If your Notes app has more metaphors than actual plans, hi, you’re the Poet. You don’t just think you feel. You narrate. You soundtrack. You stare out of a cab window and wonder if the rain is trying to tell you something.

Your overthinking isn’t about control; it’s about meaning. You pick apart every sentence someone said like it’s poetry. When your crush texts “hey,” you’ll write three versions of what it might mean:

  1. Casual hey.
  2. Flirty hey.
  3. Existential hey that secretly hides heartbreak.

You treat memories like they’re museum exhibits delicate, overanalyzed, constantly revisited.

Signs you’re the Poet type:

  • You save quotes to match every mood.
  • You rewrite messages twelve times to get the tone emotionally accurate.
  • You romanticize people who barely exist in your real life.
  • Silence freaks you out; you fill it with music, thoughts, or fake closure.

The Poet brain doesn’t just overthink situations it curates them. Every moment needs a soundtrack, a metaphor, a lesson.

And while it’s beautiful to feel deeply, sometimes you’re exhausted by your own sensitivity. Because yes, beauty is everywhere, but so is burnout.

Still, you’d rather drown in meaning than float in emptiness. That’s your thing. You don’t want life to be tidy, you want it to sting and sing.

3. The Pessimist Preparing for Every Possible Disaster

You don’t call it overthinking. You call it “being prepared.” But let’s be honest your mind’s basically a 24/7 simulation lab for bad scenarios.

Your superpower? Spotting red flags no one else sees. Your weakness? Sometimes you imagine them into existence.

When friends say, “Don’t worry, it’ll work out,” you nod but your brain’s already designing escape routes.

You read too much between the lines. You assume silence means rejection, delays mean failure, compliments mean pity.

Signs you’re the Pessimist type:

  • You mentally draft worst-case emails before hitting send.
  • You say “it’s fine” a lot when it clearly isn’t.
  • You find peace not in calm but in preparedness.
  • You get nervous when things go too well like, suspiciously well.

Pessimists aren’t joy-killers; they’re defense strategists. Somewhere deep down, there’s a fear that if you expect disappointment, you won’t be disappointed.

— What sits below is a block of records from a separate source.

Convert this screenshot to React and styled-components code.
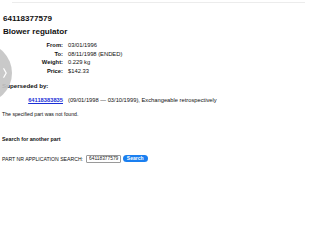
import React from 'react'
import styled, { createGlobalStyle } from 'styled-components'

const GlobalStyle = createGlobalStyle`
  html, body {
    margin: 0;
    padding: 0;
    background: #fff;
  }
  body {
    font-family: "Liberation Sans", Arial, sans-serif;
    color: #111;
  }
`;

const Page = styled.div`
  position: relative;
  width: 320px;
  height: 240px;
  overflow: hidden;
  padding: 2px 0 0 2px;
  box-sizing: border-box;
`;

const TopRule = styled.div`
  margin-left: 10px;
  width: 293px;
  height: 1px;
  background: #ececec;
`;

const Title = styled.h1`
  margin: 0;
  font-size: 8.1px;
  line-height: 13px;
  font-weight: bold;
  padding-left: 1px;
  &:first-of-type {
    margin-top: 8.5px;
  }
`;

const Details = styled.div`
  display: grid;
  grid-template-columns: 61px 1fr;
  column-gap: 5px;
  margin-top: ${p => p.$top}px;
  font-size: ${p => p.$size}px;
  line-height: ${p => p.$line}px;
`;

const Label = styled.div`
  text-align: right;
  font-weight: bold;
`;

const Value = styled.div`
  white-space: nowrap;
`;

const SubHeading = styled.h2`
  margin: ${p => p.$top}px 0 0;
  font-size: ${p => p.$size}px;
  line-height: 8px;
  font-weight: bold;
`;

const PartLink = styled.a`
  text-align: right;
  color: #1a2fd6;
  text-decoration: underline;
  font-weight: bold;
`;

const Note = styled.p`
  margin: 5.8px 0 0;
  font-size: 5.2px;
  line-height: 8px;
`;

const SearchRow = styled.form`
  display: flex;
  align-items: center;
  margin-top: 11px;
  height: 9px;
  font-size: 5.15px;
`;

const SearchLabel = styled.span`
  margin-right: 3px;
`;

const SearchInput = styled.input`
  box-sizing: border-box;
  width: 34.5px;
  height: 8px;
  padding: 0 0 0 2px;
  border: 1px solid #9a9a9a;
  border-radius: 1px;
  font-family: "Liberation Sans", Arial, sans-serif;
  font-size: 4.85px;
  color: #222;
  outline: none;
`;

const SearchButton = styled.button`
  margin-left: 2.3px;
  width: 24.7px;
  height: 7.4px;
  padding: 0;
  border: none;
  border-radius: 4px;
  background: #1a7ff0;
  color: #fff;
  font-family: "Liberation Sans", Arial, sans-serif;
  font-size: 5px;
  font-weight: bold;
  line-height: 7.4px;
`;

const SideHandle = styled.div`
  position: absolute;
  left: -48px;
  top: 43px;
  width: 60px;
  height: 60px;
  border-radius: 50%;
  background: rgba(196, 196, 196, 0.92);
  display: flex;
  align-items: center;
  justify-content: flex-end;
  padding-right: 5px;
  box-sizing: border-box;
  svg {
    display: block;
  }
`;

const details = [
  ['From:', '03/01/1996'],
  ['To:', '08/11/1998 (ENDED)'],
  ['Weight:', '0.229 kg'],
  ['Price:', '$142.33'],
];

export default function App() {
  return (
    <Page>
      <GlobalStyle />
      <TopRule />
      <Title>64118377579</Title>
      <Title>Blower regulator</Title>
      <Details $top={3.5} $size={5.8} $line={8.67}>
        {details.map(([label, value]) => (
          <React.Fragment key={label}>
            <Label>{label}</Label>
            <Value>{value}</Value>
          </React.Fragment>
        ))}
      </Details>
      <SubHeading $top={6} $size={6.2}>Superseded by:</SubHeading>
      <Details $top={6.8} $size={5.75} $line={8}>
        <PartLink href="#">64118383835</PartLink>
        <Value>(09/01/1998 — 03/10/1999), Exchangeable retrospectively</Value>
      </Details>
      <Note>The specified part was not found.</Note>
      <SubHeading $top={17} $size={5.3}>Search for another part</SubHeading>
      <SearchRow onSubmit={e => e.preventDefault()}>
        <SearchLabel>PART NR APPLICATION SEARCH:</SearchLabel>
        <SearchInput defaultValue="64118377579" />
        <SearchButton type="submit">Search</SearchButton>
      </SearchRow>
      <SideHandle>
        <svg width="4" height="10" viewBox="0 0 4 10">
          <path d="M0.8 0.8 L3.2 5 L0.8 9.2" fill="none" stroke="#fff" strokeWidth="1.3" strokeLinecap="round" strokeLinejoin="round" />
        </svg>
      </SideHandle>
    </Page>
  )
}
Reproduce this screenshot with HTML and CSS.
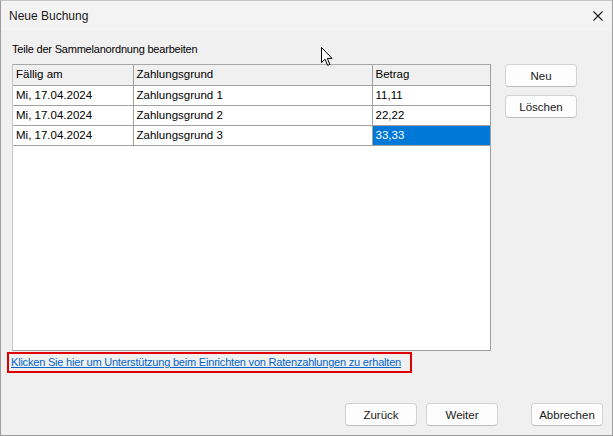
FILE: index.html
```html
<!DOCTYPE html>
<html lang="de">
<head>
    <meta charset="UTF-8">
    <meta name="viewport" content="width=device-width, initial-scale=1.0">
    <title>Neue Buchung</title>
    <link rel="stylesheet" href="styles.css">
</head>
<body>

    <div class="window">
        <div class="titlebar">
            <span class="title">Neue Buchung</span>
            <svg class="close" width="10" height="10" viewBox="0 0 10 10">
                <path d="M0.5 0.5 L9.5 9.5 M9.5 0.5 L0.5 9.5" stroke="#1b1b1b" stroke-width="1.1" fill="none"/>
            </svg>
        </div>

        <div class="content">
            <div class="caption">Teile der Sammelanordnung bearbeiten</div>

            <div class="main">
                <div class="grid">
                    <table>
                        <tr class="head">
                            <td class="col1">Fällig am</td>
                            <td class="col2">Zahlungsgrund</td>
                            <td class="col3">Betrag</td>
                        </tr>
                        <tr>
                            <td>Mi, 17.04.2024</td>
                            <td>Zahlungsgrund 1</td>
                            <td>11,11</td>
                        </tr>
                        <tr>
                            <td>Mi, 17.04.2024</td>
                            <td>Zahlungsgrund 2</td>
                            <td>22,22</td>
                        </tr>
                        <tr>
                            <td>Mi, 17.04.2024</td>
                            <td>Zahlungsgrund 3</td>
                            <td class="selected">33,33</td>
                        </tr>
                    </table>
                </div>

                <div class="side">
                    <button>Neu</button>
                    <button>Löschen</button>
                </div>
            </div>

            <div class="help">
                <a href="#">Klicken Sie hier um Unterstützung beim Einrichten von Ratenzahlungen zu erhalten</a>
            </div>

            <div class="footer">
                <button>Zurück</button>
                <button>Weiter</button>
                <button class="cancel">Abbrechen</button>
            </div>
        </div>

        <svg class="cursor" width="13" height="20" viewBox="0 0 13 20">
            <path d="M0.5 0.5 L0.5 15.5 L4 12.2 L6.6 18.3 L8.8 17.4 L6.3 11.4 L11 11.4 Z" fill="#ffffff" stroke="#000000" stroke-width="1" stroke-linejoin="miter"/>
        </svg>
    </div>

</body>
</html>
```

FILE: styles.css
```css
* {
    box-sizing: border-box;
}

body {
    margin: 0;
    font-family: "Liberation Sans", Arial, sans-serif;
    font-size: 11px;
    color: #000;
    background: #f0f0f0;
}

.window {
    position: relative;
    width: 613px;
    height: 436px;
    border: 1px solid #9c9c9c;
    border-top-color: #c4c4c4;
    display: flex;
    flex-direction: column;
    background: #f0f0f0;
}

.titlebar {
    height: 30px;
    display: flex;
    align-items: center;
    justify-content: space-between;
    padding: 0 9px 1px 8px;
    background: #f3f3f3;
}

.title {
    font-size: 12px;
    color: #1a1a1a;
}

.close {
    display: block;
}

.content {
    flex: 1;
    padding: 11px 9px 9px 11px;
    display: flex;
    flex-direction: column;
}

.caption {
    line-height: 14px;
    height: 14px;
    margin-bottom: 8px;
    letter-spacing: -0.2px;
}

.main {
    display: flex;
    align-items: flex-start;
}

.grid {
    width: 479px;
    height: 287px;
    background: #fff;
    border: 1px solid #a0a0a0;
    border-top-color: #a8a8a8;
    border-left-color: #c8c8c8;
}

table {
    border-collapse: collapse;
    table-layout: fixed;
    width: 477px;
    font-size: 11.5px;
}

td {
    height: 20px;
    padding: 0 0 1px 3px;
    border-right: 1px solid #a0a0a0;
    border-bottom: 1px solid #a0a0a0;
    white-space: nowrap;
    line-height: 18px;
}

td:last-child {
    border-right: none;
}

.col1 {
    width: 120px;
}

.col2 {
    width: 239px;
}

.col3 {
    width: 118px;
}

.head td {
    background: #f0f0f0;
}

td.selected {
    background: #0078d7;
    color: #fff;
}

.side {
    margin-left: 14px;
    display: flex;
    flex-direction: column;
    gap: 8px;
}

button {
    width: 72px;
    height: 23px;
    padding: 0;
    font-family: inherit;
    font-size: 11.5px;
    color: #1a1a1a;
    background: #fdfdfd;
    border: 1px solid #d3d3d3;
    border-bottom-color: #bdbdbd;
    border-radius: 4px;
}

.help {
    width: 405px;
    height: 21px;
    margin: 1px 0 0 -5px;
    padding-left: 2px;
    border: 2px solid #e00000;
    line-height: 16px;
    white-space: nowrap;
    letter-spacing: -0.2px;
}

.help a {
    color: #0066cc;
}

.footer {
    margin-top: auto;
    display: flex;
    justify-content: flex-end;
}

.footer button + button {
    margin-left: 9px;
}

.footer .cancel {
    margin-left: 33px;
}

.cursor {
    position: absolute;
    left: 320px;
    top: 46px;
}
```
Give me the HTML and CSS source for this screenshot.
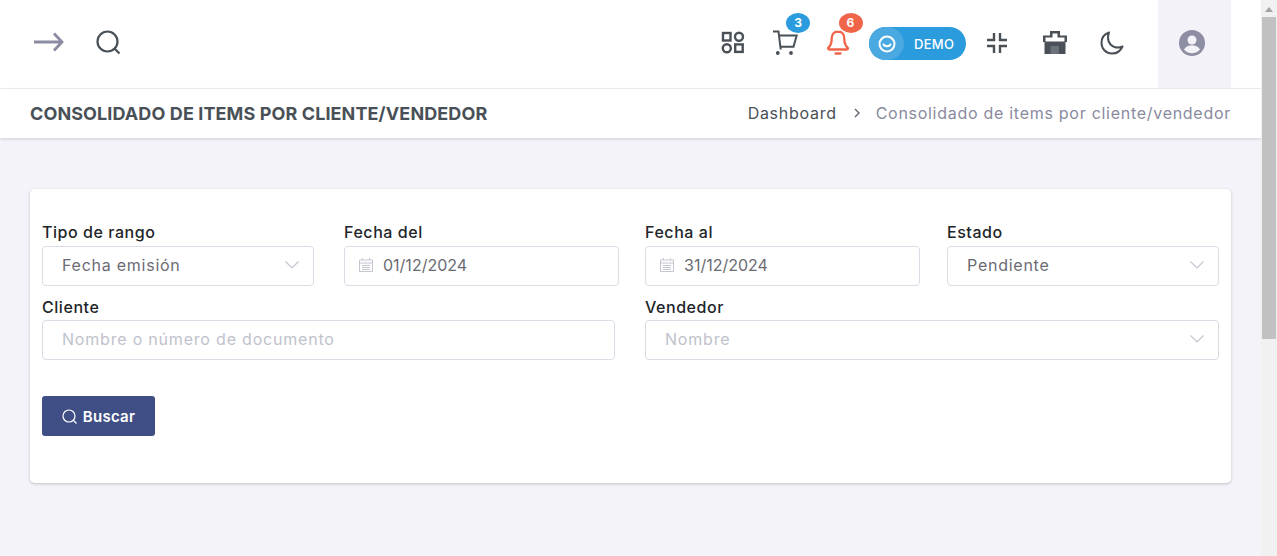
FILE: index.html
```html
<!DOCTYPE html>
<html lang="es">

<head>
    <meta charset="UTF-8">
    <meta name="viewport" content="width=device-width, initial-scale=1.0">
    <title>Consolidado de items por cliente/vendedor</title>
    <link rel="stylesheet" href="styles.css">
</head>

<body>
    <div class="page">
        <header class="topbar">
            <svg class="icon-arrow" width="30" height="20" viewBox="0 0 30 20" fill="none" stroke="currentColor" stroke-width="2.8">
                <path d="M0 10h27M20 1.500l8 8.500-8 8.500" />
            </svg>
            <svg class="icon-search" width="24" height="24" viewBox="0 0 24 24" fill="none" stroke="currentColor" stroke-width="2.2">
                <circle cx="11.500" cy="11.500" r="10" />
                <path d="M18.500 18.500l5 5" />
            </svg>

            <div class="topbar-right">
                <div class="top-item">
                    <svg width="24" height="23" viewBox="0 0 24 23" fill="none" stroke="currentColor" stroke-width="2.4">
                        <rect x="2" y="2" width="7.500" height="7.500" />
                        <circle cx="18" cy="5.800" r="4" />
                        <circle cx="5.800" cy="17.200" r="4" />
                        <rect x="14.200" y="13.400" width="7.500" height="7.500" />
                    </svg>
                </div>
                <div class="top-item">
                    <svg width="26" height="26" viewBox="0 0 26 26" fill="none" stroke="currentColor" stroke-width="2">
                        <path d="M1 1.500h5.500l2.200 18" />
                        <path d="M7.300 5.500h17.400l-3.200 11.200H8" />
                        <circle cx="5.800" cy="23" r="1.900" fill="currentColor" stroke="none" />
                        <circle cx="19" cy="23" r="1.900" fill="currentColor" stroke="none" />
                    </svg>
                    <span class="badge badge-blue">3</span>
                </div>
                <div class="top-item top-item-alert">
                    <svg width="22" height="25" viewBox="0 0 22 25" fill="none" stroke="currentColor" stroke-width="2.300">
                        <path d="M11 1.500c-4 0-6.300 3-6.300 7 0 4.500-.7 7-3.200 9-.8.800-.3 2 .8 2h17.400c1.100 0 1.600-1.200.8-2-2.500-2-3.200-4.500-3.200-9 0-4-2.300-7-6.300-7z" stroke-linejoin="round" />
                        <path d="M8.500 23.500h5" stroke-linecap="round" />
                    </svg>
                    <span class="badge badge-red">6</span>
                </div>
                <div class="demo-pill">
                    <span class="demo-knob">
                        <svg width="18" height="18" viewBox="0 0 18 18" fill="none" stroke="#fff" stroke-width="2">
                            <circle cx="9" cy="9" r="7.500" />
                            <path d="M5.500 9.500c1 2.200 6 2.200 7 0" stroke-linecap="round" />
                        </svg>
                    </span>
                    <span class="demo-text">DEMO</span>
                </div>
                <div class="top-item-wide">
                    <svg width="20" height="20" viewBox="0 0 20 20" fill="none" stroke="currentColor" stroke-width="2.400">
                        <path d="M7 0v7H0M13 0v7h7M7 20v-7H0M13 20v-7h7" />
                    </svg>
                </div>
                <div class="top-item-wide">
                    <svg width="24" height="23" viewBox="0 0 24 23">
                        <path fill="currentColor" fill-rule="evenodd" d="M7 0h10v4.500h7V11h-1.500v12h-21V11H0V4.500h7zM9.500 2.500v4h-7v4h19v-4h-7v-4z" />
                        <path fill="#6b7178" d="M7.500 15h8.500v8H7.500z" />
                    </svg>
                </div>
                <div class="top-item-wide icon-moon">
                    <svg width="24" height="24" viewBox="0 0 24 24" fill="none" stroke="currentColor" stroke-width="2">
                        <path d="M9 1.500C4.500 3 1.500 7 1.500 12c0 6 4.800 10.500 10.500 10.500 4.800 0 8.700-2.800 10.500-7-1.500.8-3 1.100-4.700 1.100C12.200 16.600 8 12.300 8 6.800 8 4.900 8.300 3 9 1.500z" stroke-linejoin="round" />
                    </svg>
                </div>
                <div class="user-box">
                    <svg width="26" height="26" viewBox="0 0 26 26">
                        <circle cx="13" cy="13" r="13" fill="#8d8da3" />
                        <circle cx="13" cy="10" r="4.500" fill="#f3f2f9" />
                        <path d="M5 19.500c1.500-3 5-4.200 8-4.200s6.500 1.200 8 4.200c-1.800 2.300-4.800 3.700-8 3.700s-6.200-1.400-8-3.700z" fill="#f3f2f9" />
                    </svg>
                </div>
            </div>
        </header>

        <div class="titlebar">
            <h1>CONSOLIDADO DE ITEMS POR CLIENTE/VENDEDOR</h1>
            <ul class="crumbs">
                <li class="crumb-link">Dashboard</li>
                <li class="crumb-sep">
                    <svg width="8" height="10" viewBox="0 0 8 10" fill="none" stroke="#5f6670" stroke-width="1.400">
                        <path d="M2 1l4 4-4 4" />
                    </svg>
                </li>
                <li class="crumb-current">Consolidado de items por cliente/vendedor</li>
            </ul>
        </div>

        <main class="content">
            <section class="card">
                <div class="form-row">
                    <div class="field f-tipo">
                        <label>Tipo de rango</label>
                        <div class="input">
                            <span class="value">Fecha emisión</span>
                            <svg class="chevron" width="14" height="8" viewBox="0 0 14 8" fill="none" stroke="#c4c6d0" stroke-width="1.200">
                                <path d="M.5.500L7 7 13.500.500" />
                            </svg>
                        </div>
                    </div>
                    <div class="field f-del">
                        <label>Fecha del</label>
                        <div class="input input-date">
                            <svg width="14" height="14" viewBox="0 0 14 14" fill="none" stroke="#c4c6d0" stroke-width="1">
                                <path d="M.5 2h13v11.500H.5zM.5 5h13M3 7.500h8M3 9.500h8M3 11.500h8M3.500 0v2M10.500 0v2" />
                            </svg>
                            <span class="value-date">01/12/2024</span>
                        </div>
                    </div>
                    <div class="field f-al">
                        <label>Fecha al</label>
                        <div class="input input-date">
                            <svg width="14" height="14" viewBox="0 0 14 14" fill="none" stroke="#c4c6d0" stroke-width="1">
                                <path d="M.5 2h13v11.500H.5zM.5 5h13M3 7.500h8M3 9.500h8M3 11.500h8M3.500 0v2M10.500 0v2" />
                            </svg>
                            <span class="value-date">31/12/2024</span>
                        </div>
                    </div>
                    <div class="field f-estado">
                        <label>Estado</label>
                        <div class="input">
                            <span class="value">Pendiente</span>
                            <svg class="chevron" width="14" height="8" viewBox="0 0 14 8" fill="none" stroke="#c4c6d0" stroke-width="1.200">
                                <path d="M.5.500L7 7 13.500.500" />
                            </svg>
                        </div>
                    </div>
                </div>
                <div class="form-row form-row-second">
                    <div class="field f-cliente">
                        <label>Cliente</label>
                        <div class="input">
                            <span class="placeholder">Nombre o número de documento</span>
                        </div>
                    </div>
                    <div class="field f-vendedor">
                        <label>Vendedor</label>
                        <div class="input">
                            <span class="placeholder">Nombre</span>
                            <svg class="chevron" width="14" height="8" viewBox="0 0 14 8" fill="none" stroke="#c4c6d0" stroke-width="1.200">
                                <path d="M.5.500L7 7 13.500.500" />
                            </svg>
                        </div>
                    </div>
                </div>
                <button class="btn-search" type="button">
                    <svg width="15" height="15" viewBox="0 0 15 15" fill="none" stroke="#fff" stroke-width="1.200">
                        <circle cx="7" cy="7" r="6" />
                        <path d="M11.500 11.500l3 3" />
                    </svg>
                    Buscar
                </button>
            </section>
        </main>

        <div class="scrollbar">
            <span class="scroll-up"></span>
            <span class="scroll-thumb"></span>
        </div>
    </div>
</body>

</html>
```
FILE: styles.css
```css
* {
    box-sizing: border-box;
}

html,
body {
    margin: 0;
    padding: 0;
    height: 100%;
    overflow: hidden;
}

body {
    font-family: Inter, "Noto Sans", sans-serif;
    background-color: #f3f3f9;
    color: #212529;
}

.page {
    position: relative;
    height: 556px;
    padding-right: 15px;
}

/* top bar */
.topbar {
    height: 89px;
    background-color: #fff;
    border-bottom: 1px solid #eeeef3;
    display: flex;
    align-items: center;
    padding: 0 31px 5px 34px;
    color: #495057;
}

.icon-arrow {
    color: #8b8ba3;
}

.icon-search {
    margin-left: 32px;
    flex: none;
}

.topbar-right {
    margin-left: auto;
    display: flex;
    align-items: center;
    height: 88px;
    margin-bottom: -5px;
}

.top-item {
    position: relative;
    width: 52.5px;
    display: flex;
    justify-content: center;
    padding-bottom: 3px;
}

.top-item-alert {
    color: #f0654a;
}

.top-item-wide {
    width: 58px;
    display: flex;
    justify-content: center;
    padding-bottom: 3px;
}

.icon-moon {
    padding-right: 2px;
}

.badge {
    position: absolute;
    top: -17px;
    left: 27px;
    width: 24px;
    height: 20px;
    border-radius: 50%;
    color: #fff;
    font-size: 12px;
    font-weight: 700;
    text-align: center;
    line-height: 19px;
}

.badge-blue {
    background-color: #2a9bdc;
}

.badge-red {
    background-color: #f0654a;
}

.demo-pill {
    margin: 0 2px 1px 5px;
    width: 97px;
    height: 33px;
    border-radius: 17px;
    background-color: #2a9bdc;
    display: flex;
    align-items: center;
    overflow: hidden;
}

.demo-knob {
    width: 35px;
    height: 33px;
    border-radius: 0 17px 17px 0;
    background-color: #4aa9e1;
    display: flex;
    align-items: center;
    justify-content: center;
}

.demo-text {
    margin-left: 10px;
    color: #fff;
    font-size: 13px;
    font-weight: 500;
    letter-spacing: 0.3px;
}

.user-box {
    margin-left: 16px;
    width: 73px;
    height: 88px;
    background-color: #f3f2f9;
    display: flex;
    align-items: center;
    justify-content: center;
    padding: 0 6px 3px 0;
}

/* title and breadcrumb */
.titlebar {
    height: 49px;
    background-color: #fff;
    box-shadow: 0 1px 3px rgba(40, 40, 60, 0.18);
    display: flex;
    align-items: center;
    justify-content: space-between;
    padding: 0 31px 1px 30px;
}

.titlebar h1 {
    margin: 0;
    font-size: 18px;
    font-weight: 700;
    color: #495057;
    letter-spacing: 0.1px;
    white-space: nowrap;
}

.crumbs {
    list-style: none;
    margin: 0;
    padding: 0;
    display: flex;
    align-items: center;
    font-size: 16px;
    letter-spacing: 0.72px;
    white-space: nowrap;
}

.crumb-link {
    color: #495057;
}

.crumb-sep {
    display: flex;
    margin: 0 15px 0 16px;
}

.crumb-current {
    color: #8a8a9e;
}

/* filter card */
.content {
    padding: 51px 31px 0 30px;
}

.card {
    height: 294px;
    background-color: #fff;
    border-radius: 5px;
    box-shadow: 0 1px 3px rgba(40, 40, 60, 0.25);
    padding: 33px 12px 0;
}

.form-row {
    display: flex;
}

.form-row-second {
    margin-top: 11px;
}

.field label {
    display: block;
    height: 21px;
    line-height: 21px;
    margin-bottom: 3px;
    font-size: 16px;
    font-weight: 500;
    letter-spacing: 0.55px;
    color: #212529;
}

.form-row-second .field label {
    margin-bottom: 2px;
}

.f-tipo {
    width: 272px;
}

.f-del {
    width: 275px;
    margin-left: 30px;
}

.f-al {
    width: 275px;
    margin-left: 26px;
}

.f-estado {
    width: 272px;
    margin-left: 27px;
}

.f-cliente {
    width: 573px;
}

.f-vendedor {
    width: 574px;
    margin-left: 30px;
}

.input {
    height: 40px;
    background-color: #fff;
    border: 1px solid #dcdce6;
    border-radius: 4px;
    display: flex;
    align-items: center;
    padding: 0 14px 2px 19px;
    font-size: 16px;
}

.input-date {
    padding-left: 14px;
    gap: 10px;
}

.value {
    color: #6b6b73;
    letter-spacing: 0.75px;
}

.value-date {
    color: #6b6b73;
}

.placeholder {
    color: #bfc2cc;
    letter-spacing: 0.8px;
}

.chevron {
    margin-left: auto;
}

.btn-search {
    margin-top: 36px;
    width: 113px;
    height: 40px;
    border: none;
    border-radius: 3px;
    background-color: #3f4f85;
    color: #fff;
    font-family: inherit;
    font-size: 15px;
    font-weight: 600;
    letter-spacing: 0.3px;
    display: flex;
    align-items: center;
    justify-content: center;
    gap: 6px;
}

/* scrollbar drawn on the right edge */
.scrollbar {
    position: absolute;
    top: 0;
    right: 0;
    width: 16px;
    height: 556px;
    background-color: #f1f1f1;
    padding: 0 1px;
}

.scroll-up {
    display: block;
    width: 0;
    height: 0;
    margin: 7px auto 5px;
    border-left: 4px solid transparent;
    border-right: 4px solid transparent;
    border-bottom: 5px solid #a3a3a3;
}

.scroll-thumb {
    display: block;
    height: 322px;
    background-color: #c1c1c1;
}
```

The trick, though, is remembering that planning for disaster doesn’t make you safer, it just keeps you distant from surprises that could have been wonderful.

But it’s okay. Even cynics need comfort. Maybe your version of optimism is just believing the chaos won’t last forever.

4. The Hybrid Zone Because Most of Us Are All Three

Real talk: most people don’t fit neatly into one type. You can plan like a CEO, spiral like a poet, and panic like a pessimist all before breakfast.

You might write detailed lists for tomorrow’s tasks (Planner), cry while crossing out items (Poet), and then assume you’ll fail anyway (Pessimist). It’s fine. You’re not inconsistent, you’re complex.

Your brain is doing what it’s wired to do: protect you from uncertainty. It just picked different coping styles from the same fear.

Some overthinkers chase control. Some chase understanding. Some chase safety. But all of them are trying to avoid regretting that quiet monster that lives behind “what if.”

Still, the irony? The more we analyze life, the less we live it.

Sometimes, the kindest thing you can do for your mind is stop explaining everything. Let the message stay unsent. Let the day stay unplanned. Let the moment be messy and mysterious.

Funny how that happens.

5. So, What’s Your Type?

Mostly Planner: You need structure to stay sane, but loosen your grip sometimes. Not everything needs a timeline. Try spontaneous plans, or leave a day blank with no goals, no metrics, just life happening in real time.

Mostly Poet: You feel everything twice once when it happens, once when you write about it. Channel that intensity into art, not anxiety. Start journaling without editing yourself. Sometimes a bad poem heals better than perfect logic.

Mostly Pessimist: You spot every danger, but sometimes you miss delight. Try noticing small good things before they disappear, the sunlight on your desk, a friend’s random meme, your own resilience. Hope isn’t naïve; it’s muscle memory.

Perfect Mix: You’re human. Which means you overthink, feel, worry, plan, hope, and repeat. The goal isn’t to stop overthinking, it’s to make peace with how your brain loves to care too much.

Because caring is what started it all, right?